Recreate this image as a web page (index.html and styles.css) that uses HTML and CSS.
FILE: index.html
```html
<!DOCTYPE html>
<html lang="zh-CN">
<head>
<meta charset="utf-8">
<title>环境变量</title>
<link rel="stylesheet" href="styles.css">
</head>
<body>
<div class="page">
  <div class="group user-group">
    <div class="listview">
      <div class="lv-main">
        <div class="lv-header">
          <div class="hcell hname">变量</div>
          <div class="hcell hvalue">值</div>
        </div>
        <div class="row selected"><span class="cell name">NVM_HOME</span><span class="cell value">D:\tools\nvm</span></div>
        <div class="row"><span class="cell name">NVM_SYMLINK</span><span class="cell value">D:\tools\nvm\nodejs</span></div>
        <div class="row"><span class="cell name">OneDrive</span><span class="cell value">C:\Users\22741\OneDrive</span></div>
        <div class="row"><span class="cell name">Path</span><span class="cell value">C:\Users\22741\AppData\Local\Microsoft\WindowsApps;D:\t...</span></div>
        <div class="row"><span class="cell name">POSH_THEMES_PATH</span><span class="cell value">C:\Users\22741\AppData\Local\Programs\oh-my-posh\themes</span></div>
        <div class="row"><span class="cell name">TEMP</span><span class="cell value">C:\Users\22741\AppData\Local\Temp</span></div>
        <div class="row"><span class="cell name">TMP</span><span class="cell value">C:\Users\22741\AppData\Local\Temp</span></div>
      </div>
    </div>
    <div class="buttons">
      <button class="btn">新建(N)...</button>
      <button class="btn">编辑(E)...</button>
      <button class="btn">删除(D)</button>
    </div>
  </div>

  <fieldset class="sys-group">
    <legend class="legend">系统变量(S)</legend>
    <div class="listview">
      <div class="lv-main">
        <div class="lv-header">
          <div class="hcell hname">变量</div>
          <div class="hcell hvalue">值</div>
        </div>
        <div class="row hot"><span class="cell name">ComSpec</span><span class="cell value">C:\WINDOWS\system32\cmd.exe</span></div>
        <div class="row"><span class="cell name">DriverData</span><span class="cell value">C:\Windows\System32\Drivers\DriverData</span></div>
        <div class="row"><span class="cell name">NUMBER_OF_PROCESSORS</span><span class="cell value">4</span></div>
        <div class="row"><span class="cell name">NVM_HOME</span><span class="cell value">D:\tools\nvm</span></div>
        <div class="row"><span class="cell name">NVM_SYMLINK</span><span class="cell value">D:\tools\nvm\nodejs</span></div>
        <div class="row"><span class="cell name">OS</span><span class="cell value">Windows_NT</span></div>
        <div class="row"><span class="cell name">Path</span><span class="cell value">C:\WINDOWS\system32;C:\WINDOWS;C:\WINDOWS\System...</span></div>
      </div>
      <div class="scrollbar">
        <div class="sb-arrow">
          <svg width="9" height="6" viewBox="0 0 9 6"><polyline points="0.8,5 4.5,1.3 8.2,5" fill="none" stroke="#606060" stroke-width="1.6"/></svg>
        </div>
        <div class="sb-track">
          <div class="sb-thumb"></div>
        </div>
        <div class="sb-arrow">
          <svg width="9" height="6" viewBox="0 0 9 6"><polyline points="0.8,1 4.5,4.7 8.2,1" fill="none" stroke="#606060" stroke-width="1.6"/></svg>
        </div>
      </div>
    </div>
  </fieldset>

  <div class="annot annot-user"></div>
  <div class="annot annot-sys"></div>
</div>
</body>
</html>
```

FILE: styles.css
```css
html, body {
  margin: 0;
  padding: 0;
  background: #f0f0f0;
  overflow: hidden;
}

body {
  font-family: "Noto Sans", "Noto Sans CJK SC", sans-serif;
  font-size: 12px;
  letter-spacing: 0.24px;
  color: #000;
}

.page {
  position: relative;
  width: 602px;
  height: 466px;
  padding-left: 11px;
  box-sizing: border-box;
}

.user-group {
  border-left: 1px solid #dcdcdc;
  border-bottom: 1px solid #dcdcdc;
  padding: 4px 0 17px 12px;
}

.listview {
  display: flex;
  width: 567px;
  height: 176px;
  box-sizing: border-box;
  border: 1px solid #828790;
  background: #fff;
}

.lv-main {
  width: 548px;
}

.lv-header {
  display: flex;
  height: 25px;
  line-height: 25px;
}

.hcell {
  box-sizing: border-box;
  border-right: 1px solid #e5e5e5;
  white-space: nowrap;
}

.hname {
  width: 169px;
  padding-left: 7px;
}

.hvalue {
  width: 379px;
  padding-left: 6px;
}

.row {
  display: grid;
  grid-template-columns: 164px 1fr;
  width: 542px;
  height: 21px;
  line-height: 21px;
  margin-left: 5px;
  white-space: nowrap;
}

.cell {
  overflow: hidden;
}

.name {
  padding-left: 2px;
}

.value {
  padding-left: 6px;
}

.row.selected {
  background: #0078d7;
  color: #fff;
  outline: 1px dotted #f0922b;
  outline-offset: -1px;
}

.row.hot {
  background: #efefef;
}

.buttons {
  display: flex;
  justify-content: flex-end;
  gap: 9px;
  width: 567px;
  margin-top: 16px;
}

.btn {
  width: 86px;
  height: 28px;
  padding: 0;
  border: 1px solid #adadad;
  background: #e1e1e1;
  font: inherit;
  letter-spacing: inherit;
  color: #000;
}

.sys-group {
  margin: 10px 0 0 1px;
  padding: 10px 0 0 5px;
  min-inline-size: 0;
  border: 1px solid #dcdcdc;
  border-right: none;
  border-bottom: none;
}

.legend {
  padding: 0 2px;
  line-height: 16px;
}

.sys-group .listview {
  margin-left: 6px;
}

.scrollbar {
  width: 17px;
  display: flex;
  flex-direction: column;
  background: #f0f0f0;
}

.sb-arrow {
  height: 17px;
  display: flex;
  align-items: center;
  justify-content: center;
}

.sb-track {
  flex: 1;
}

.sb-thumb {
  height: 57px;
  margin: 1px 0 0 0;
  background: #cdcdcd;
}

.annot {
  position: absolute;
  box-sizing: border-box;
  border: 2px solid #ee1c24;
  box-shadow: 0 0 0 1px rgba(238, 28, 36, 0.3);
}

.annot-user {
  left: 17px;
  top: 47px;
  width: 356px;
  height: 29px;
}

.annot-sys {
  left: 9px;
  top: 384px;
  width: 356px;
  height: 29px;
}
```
====================
▶ Task
Within the data above, pick out all lines holding the word "page".

▶ Finished answer
Recreate this image as a web page (index.html and styles.css) that uses HTML and CSS.
<div class="page">
.page {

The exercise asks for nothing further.